## Exercise task
Restate each line word for word. Leave out every picture.

## Recorded data
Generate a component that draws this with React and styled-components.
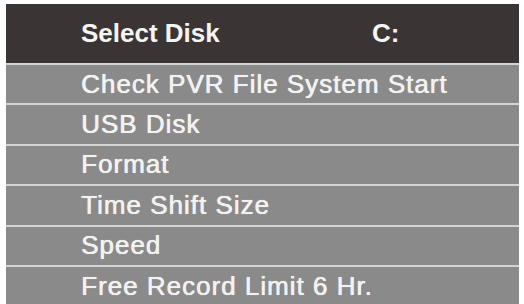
import React from 'react';
import styled, { createGlobalStyle } from 'styled-components';

const GlobalStyle = createGlobalStyle`
	body {
		margin: 0;
		background: #ffffff;
		font-family: "Liberation Sans", Arial, sans-serif;
	}
`

const Panel = styled.div`
	margin: 4px 0 0 6px;
	width: 513px;
	height: 300px;
	overflow: hidden;
	background: #8a8a8a;
	display: flex;
	flex-direction: column;
`

const Header = styled.div`
	height: 59px;
	flex: none;
	background: #3a3534;
	display: grid;
	grid-template-columns: 291px 1fr;
	align-items: center;
	padding-left: 75px;
	color: #f4f4f4;
	font-size: 26px;
	font-weight: bold;
`

const Row = styled.div`
	flex: none;
	height: 38.4px;
	border-top: 2px solid #d4d4d4;
	display: flex;
	align-items: center;
	padding-left: 75px;
	color: #f2f2f2;
	font-size: 26px;
	letter-spacing: 1px;
	white-space: nowrap;
	text-shadow: 0.4px 0 0 #f2f2f2, 0 0 1px rgba(255, 255, 255, 0.6);
`

const items = [
	'Check PVR File System Start',
	'USB Disk',
	'Format',
	'Time Shift Size',
	'Speed',
	'Free Record Limit 6 Hr.',
];

const App = () => {
	return (
		<>
			<GlobalStyle />
			<Panel>
				<Header>
					<span>Select Disk</span>
					<span>C:</span>
				</Header>
				{items.map((label) => (
					<Row key={label}>{label}</Row>
				))}
			</Panel>
		</>
	);
}

export default App;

## Answer to the exercise
Generate a component that draws this with React and styled-components.
import React from 'react';
import styled, { createGlobalStyle } from 'styled-components';

const GlobalStyle = createGlobalStyle`
	body {
		margin: 0;
		background: #ffffff;
		font-family: "Liberation Sans", Arial, sans-serif;
	}
`

const Panel = styled.div`
	margin: 4px 0 0 6px;
	width: 513px;
	height: 300px;
	overflow: hidden;
	background: #8a8a8a;
	display: flex;
	flex-direction: column;
`

const Header = styled.div`
	height: 59px;
	flex: none;
	background: #3a3534;
	display: grid;
	grid-template-columns: 291px 1fr;
	align-items: center;
	padding-left: 75px;
	color: #f4f4f4;
	font-size: 26px;
	font-weight: bold;
`

const Row = styled.div`
	flex: none;
	height: 38.4px;
	border-top: 2px solid #d4d4d4;
	display: flex;
	align-items: center;
	padding-left: 75px;
	color: #f2f2f2;
	font-size: 26px;
	letter-spacing: 1px;
	white-space: nowrap;
	text-shadow: 0.4px 0 0 #f2f2f2, 0 0 1px rgba(255, 255, 255, 0.6);
`

const items = [
	'Check PVR File System Start',
	'USB Disk',
	'Format',
	'Time Shift Size',
	'Speed',
	'Free Record Limit 6 Hr.',
];

const App = () => {
	return (
		<>
			<GlobalStyle />
			<Panel>
				<Header>
					<span>Select Disk</span>
					<span>C:</span>
				</Header>
				{items.map((label) => (
					<Row key={label}>{label}</Row>
				))}
			</Panel>
		</>
	);
}

export default App;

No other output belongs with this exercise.